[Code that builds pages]
* start *
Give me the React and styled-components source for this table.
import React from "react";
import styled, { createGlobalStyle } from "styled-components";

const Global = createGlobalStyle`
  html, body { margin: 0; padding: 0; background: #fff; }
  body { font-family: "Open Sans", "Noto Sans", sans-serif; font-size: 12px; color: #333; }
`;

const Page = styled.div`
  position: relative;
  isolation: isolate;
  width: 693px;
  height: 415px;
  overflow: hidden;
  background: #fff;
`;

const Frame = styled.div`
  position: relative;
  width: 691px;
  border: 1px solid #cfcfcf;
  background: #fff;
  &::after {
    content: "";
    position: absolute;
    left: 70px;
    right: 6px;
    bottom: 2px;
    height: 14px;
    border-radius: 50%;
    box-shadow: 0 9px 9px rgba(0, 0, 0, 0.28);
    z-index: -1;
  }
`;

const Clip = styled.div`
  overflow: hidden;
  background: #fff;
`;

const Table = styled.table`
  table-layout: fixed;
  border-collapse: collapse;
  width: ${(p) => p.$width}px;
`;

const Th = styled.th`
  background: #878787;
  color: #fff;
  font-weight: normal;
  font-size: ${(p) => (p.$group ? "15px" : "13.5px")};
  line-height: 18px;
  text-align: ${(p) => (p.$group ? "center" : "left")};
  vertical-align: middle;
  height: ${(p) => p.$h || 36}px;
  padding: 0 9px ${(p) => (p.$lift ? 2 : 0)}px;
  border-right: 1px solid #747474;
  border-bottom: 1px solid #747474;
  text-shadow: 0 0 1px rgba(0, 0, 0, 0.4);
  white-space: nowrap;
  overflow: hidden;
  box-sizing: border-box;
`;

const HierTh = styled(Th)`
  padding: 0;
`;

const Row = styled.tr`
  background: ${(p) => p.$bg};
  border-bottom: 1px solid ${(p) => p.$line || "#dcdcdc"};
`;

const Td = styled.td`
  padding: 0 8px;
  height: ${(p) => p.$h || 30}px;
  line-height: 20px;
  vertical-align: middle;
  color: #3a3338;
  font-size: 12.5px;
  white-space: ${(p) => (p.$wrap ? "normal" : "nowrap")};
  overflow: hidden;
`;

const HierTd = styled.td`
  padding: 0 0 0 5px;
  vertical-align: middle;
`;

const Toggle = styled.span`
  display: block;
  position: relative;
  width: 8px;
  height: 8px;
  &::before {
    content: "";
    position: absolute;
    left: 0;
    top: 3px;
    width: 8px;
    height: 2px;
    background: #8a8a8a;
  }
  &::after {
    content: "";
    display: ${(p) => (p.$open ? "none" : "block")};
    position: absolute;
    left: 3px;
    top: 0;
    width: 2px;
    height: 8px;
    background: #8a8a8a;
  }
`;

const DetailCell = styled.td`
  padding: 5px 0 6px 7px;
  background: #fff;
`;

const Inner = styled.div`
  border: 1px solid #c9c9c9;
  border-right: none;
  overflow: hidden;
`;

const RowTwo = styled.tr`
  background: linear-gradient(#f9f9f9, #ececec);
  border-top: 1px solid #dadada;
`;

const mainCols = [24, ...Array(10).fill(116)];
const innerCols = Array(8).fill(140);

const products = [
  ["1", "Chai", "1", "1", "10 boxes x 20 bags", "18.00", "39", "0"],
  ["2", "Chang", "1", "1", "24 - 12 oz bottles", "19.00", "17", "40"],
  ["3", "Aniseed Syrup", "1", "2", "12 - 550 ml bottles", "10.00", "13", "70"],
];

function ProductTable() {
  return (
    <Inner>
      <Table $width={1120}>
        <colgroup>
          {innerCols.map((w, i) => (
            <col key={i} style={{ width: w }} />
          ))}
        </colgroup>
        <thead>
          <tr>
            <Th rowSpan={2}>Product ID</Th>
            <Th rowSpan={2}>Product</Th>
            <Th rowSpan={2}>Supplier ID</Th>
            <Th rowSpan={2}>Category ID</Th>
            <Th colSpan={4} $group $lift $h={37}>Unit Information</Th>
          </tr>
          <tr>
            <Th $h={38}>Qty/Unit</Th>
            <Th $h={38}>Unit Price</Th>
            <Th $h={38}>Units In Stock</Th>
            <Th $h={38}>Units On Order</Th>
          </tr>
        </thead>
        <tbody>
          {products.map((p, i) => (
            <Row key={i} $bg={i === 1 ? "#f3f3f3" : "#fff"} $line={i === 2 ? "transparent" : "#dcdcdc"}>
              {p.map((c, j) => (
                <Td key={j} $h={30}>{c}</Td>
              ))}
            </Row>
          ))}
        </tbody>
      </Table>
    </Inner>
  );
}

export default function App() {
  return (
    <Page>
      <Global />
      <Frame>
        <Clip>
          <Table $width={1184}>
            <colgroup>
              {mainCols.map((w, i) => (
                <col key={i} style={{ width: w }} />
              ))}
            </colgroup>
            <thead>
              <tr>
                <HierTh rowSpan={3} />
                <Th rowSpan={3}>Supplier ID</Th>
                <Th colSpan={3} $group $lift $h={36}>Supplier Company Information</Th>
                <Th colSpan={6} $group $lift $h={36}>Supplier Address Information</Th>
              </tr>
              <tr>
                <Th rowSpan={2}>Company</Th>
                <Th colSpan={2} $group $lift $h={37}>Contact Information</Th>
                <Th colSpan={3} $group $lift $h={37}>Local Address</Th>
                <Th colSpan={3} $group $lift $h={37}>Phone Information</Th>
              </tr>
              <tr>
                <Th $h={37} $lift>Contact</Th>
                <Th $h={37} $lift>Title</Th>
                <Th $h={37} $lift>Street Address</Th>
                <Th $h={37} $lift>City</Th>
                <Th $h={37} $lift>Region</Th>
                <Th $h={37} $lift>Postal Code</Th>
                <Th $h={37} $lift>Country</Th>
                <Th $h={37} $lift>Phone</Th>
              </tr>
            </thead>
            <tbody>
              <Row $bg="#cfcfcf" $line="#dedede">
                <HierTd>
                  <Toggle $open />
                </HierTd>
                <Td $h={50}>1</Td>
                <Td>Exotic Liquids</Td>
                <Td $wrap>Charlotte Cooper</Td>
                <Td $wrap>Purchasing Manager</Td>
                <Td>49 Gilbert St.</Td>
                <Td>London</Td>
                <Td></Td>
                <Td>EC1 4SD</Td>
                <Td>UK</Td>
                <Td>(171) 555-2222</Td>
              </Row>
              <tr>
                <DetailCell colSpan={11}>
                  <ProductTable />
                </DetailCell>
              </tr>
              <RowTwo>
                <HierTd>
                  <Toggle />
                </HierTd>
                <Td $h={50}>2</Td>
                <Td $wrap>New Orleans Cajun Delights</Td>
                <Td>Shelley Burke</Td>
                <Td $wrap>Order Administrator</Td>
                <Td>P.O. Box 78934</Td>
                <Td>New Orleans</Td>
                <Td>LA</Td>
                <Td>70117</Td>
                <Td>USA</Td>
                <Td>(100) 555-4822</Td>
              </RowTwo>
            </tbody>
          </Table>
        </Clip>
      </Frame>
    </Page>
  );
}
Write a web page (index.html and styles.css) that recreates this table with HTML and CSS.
* end *
• Task goal
Restate all of the entries above precisely.

• Solution for this exercise
Give me the React and styled-components source for this table.
import React from "react";
import styled, { createGlobalStyle } from "styled-components";

const Global = createGlobalStyle`
  html, body { margin: 0; padding: 0; background: #fff; }
  body { font-family: "Open Sans", "Noto Sans", sans-serif; font-size: 12px; color: #333; }
`;

const Page = styled.div`
  position: relative;
  isolation: isolate;
  width: 693px;
  height: 415px;
  overflow: hidden;
  background: #fff;
`;

const Frame = styled.div`
  position: relative;
  width: 691px;
  border: 1px solid #cfcfcf;
  background: #fff;
  &::after {
    content: "";
    position: absolute;
    left: 70px;
    right: 6px;
    bottom: 2px;
    height: 14px;
    border-radius: 50%;
    box-shadow: 0 9px 9px rgba(0, 0, 0, 0.28);
    z-index: -1;
  }
`;

const Clip = styled.div`
  overflow: hidden;
  background: #fff;
`;

const Table = styled.table`
  table-layout: fixed;
  border-collapse: collapse;
  width: ${(p) => p.$width}px;
`;

const Th = styled.th`
  background: #878787;
  color: #fff;
  font-weight: normal;
  font-size: ${(p) => (p.$group ? "15px" : "13.5px")};
  line-height: 18px;
  text-align: ${(p) => (p.$group ? "center" : "left")};
  vertical-align: middle;
  height: ${(p) => p.$h || 36}px;
  padding: 0 9px ${(p) => (p.$lift ? 2 : 0)}px;
  border-right: 1px solid #747474;
  border-bottom: 1px solid #747474;
  text-shadow: 0 0 1px rgba(0, 0, 0, 0.4);
  white-space: nowrap;
  overflow: hidden;
  box-sizing: border-box;
`;

const HierTh = styled(Th)`
  padding: 0;
`;

const Row = styled.tr`
  background: ${(p) => p.$bg};
  border-bottom: 1px solid ${(p) => p.$line || "#dcdcdc"};
`;

const Td = styled.td`
  padding: 0 8px;
  height: ${(p) => p.$h || 30}px;
  line-height: 20px;
  vertical-align: middle;
  color: #3a3338;
  font-size: 12.5px;
  white-space: ${(p) => (p.$wrap ? "normal" : "nowrap")};
  overflow: hidden;
`;

const HierTd = styled.td`
  padding: 0 0 0 5px;
  vertical-align: middle;
`;

const Toggle = styled.span`
  display: block;
  position: relative;
  width: 8px;
  height: 8px;
  &::before {
    content: "";
    position: absolute;
    left: 0;
    top: 3px;
    width: 8px;
    height: 2px;
    background: #8a8a8a;
  }
  &::after {
    content: "";
    display: ${(p) => (p.$open ? "none" : "block")};
    position: absolute;
    left: 3px;
    top: 0;
    width: 2px;
    height: 8px;
    background: #8a8a8a;
  }
`;

const DetailCell = styled.td`
  padding: 5px 0 6px 7px;
  background: #fff;
`;

const Inner = styled.div`
  border: 1px solid #c9c9c9;
  border-right: none;
  overflow: hidden;
`;

const RowTwo = styled.tr`
  background: linear-gradient(#f9f9f9, #ececec);
  border-top: 1px solid #dadada;
`;

const mainCols = [24, ...Array(10).fill(116)];
const innerCols = Array(8).fill(140);

const products = [
  ["1", "Chai", "1", "1", "10 boxes x 20 bags", "18.00", "39", "0"],
  ["2", "Chang", "1", "1", "24 - 12 oz bottles", "19.00", "17", "40"],
  ["3", "Aniseed Syrup", "1", "2", "12 - 550 ml bottles", "10.00", "13", "70"],
];

function ProductTable() {
  return (
    <Inner>
      <Table $width={1120}>
        <colgroup>
          {innerCols.map((w, i) => (
            <col key={i} style={{ width: w }} />
          ))}
        </colgroup>
        <thead>
          <tr>
            <Th rowSpan={2}>Product ID</Th>
            <Th rowSpan={2}>Product</Th>
            <Th rowSpan={2}>Supplier ID</Th>
            <Th rowSpan={2}>Category ID</Th>
            <Th colSpan={4} $group $lift $h={37}>Unit Information</Th>
          </tr>
          <tr>
            <Th $h={38}>Qty/Unit</Th>
            <Th $h={38}>Unit Price</Th>
            <Th $h={38}>Units In Stock</Th>
            <Th $h={38}>Units On Order</Th>
          </tr>
        </thead>
        <tbody>
          {products.map((p, i) => (
            <Row key={i} $bg={i === 1 ? "#f3f3f3" : "#fff"} $line={i === 2 ? "transparent" : "#dcdcdc"}>
              {p.map((c, j) => (
                <Td key={j} $h={30}>{c}</Td>
              ))}
            </Row>
          ))}
        </tbody>
      </Table>
    </Inner>
  );
}

export default function App() {
  return (
    <Page>
      <Global />
      <Frame>
        <Clip>
          <Table $width={1184}>
            <colgroup>
              {mainCols.map((w, i) => (
                <col key={i} style={{ width: w }} />
              ))}
            </colgroup>
            <thead>
              <tr>
                <HierTh rowSpan={3} />
                <Th rowSpan={3}>Supplier ID</Th>
                <Th colSpan={3} $group $lift $h={36}>Supplier Company Information</Th>
                <Th colSpan={6} $group $lift $h={36}>Supplier Address Information</Th>
              </tr>
              <tr>
                <Th rowSpan={2}>Company</Th>
                <Th colSpan={2} $group $lift $h={37}>Contact Information</Th>
                <Th colSpan={3} $group $lift $h={37}>Local Address</Th>
                <Th colSpan={3} $group $lift $h={37}>Phone Information</Th>
              </tr>
              <tr>
                <Th $h={37} $lift>Contact</Th>
                <Th $h={37} $lift>Title</Th>
                <Th $h={37} $lift>Street Address</Th>
                <Th $h={37} $lift>City</Th>
                <Th $h={37} $lift>Region</Th>
                <Th $h={37} $lift>Postal Code</Th>
                <Th $h={37} $lift>Country</Th>
                <Th $h={37} $lift>Phone</Th>
              </tr>
            </thead>
            <tbody>
              <Row $bg="#cfcfcf" $line="#dedede">
                <HierTd>
                  <Toggle $open />
                </HierTd>
                <Td $h={50}>1</Td>
                <Td>Exotic Liquids</Td>
                <Td $wrap>Charlotte Cooper</Td>
                <Td $wrap>Purchasing Manager</Td>
                <Td>49 Gilbert St.</Td>
                <Td>London</Td>
                <Td></Td>
                <Td>EC1 4SD</Td>
                <Td>UK</Td>
                <Td>(171) 555-2222</Td>
              </Row>
              <tr>
                <DetailCell colSpan={11}>
                  <ProductTable />
                </DetailCell>
              </tr>
              <RowTwo>
                <HierTd>
                  <Toggle />
                </HierTd>
                <Td $h={50}>2</Td>
                <Td $wrap>New Orleans Cajun Delights</Td>
                <Td>Shelley Burke</Td>
                <Td $wrap>Order Administrator</Td>
                <Td>P.O. Box 78934</Td>
                <Td>New Orleans</Td>
                <Td>LA</Td>
                <Td>70117</Td>
                <Td>USA</Td>
                <Td>(100) 555-4822</Td>
              </RowTwo>
            </tbody>
          </Table>
        </Clip>
      </Frame>
    </Page>
  );
}
Write a web page (index.html and styles.css) that recreates this table with HTML and CSS.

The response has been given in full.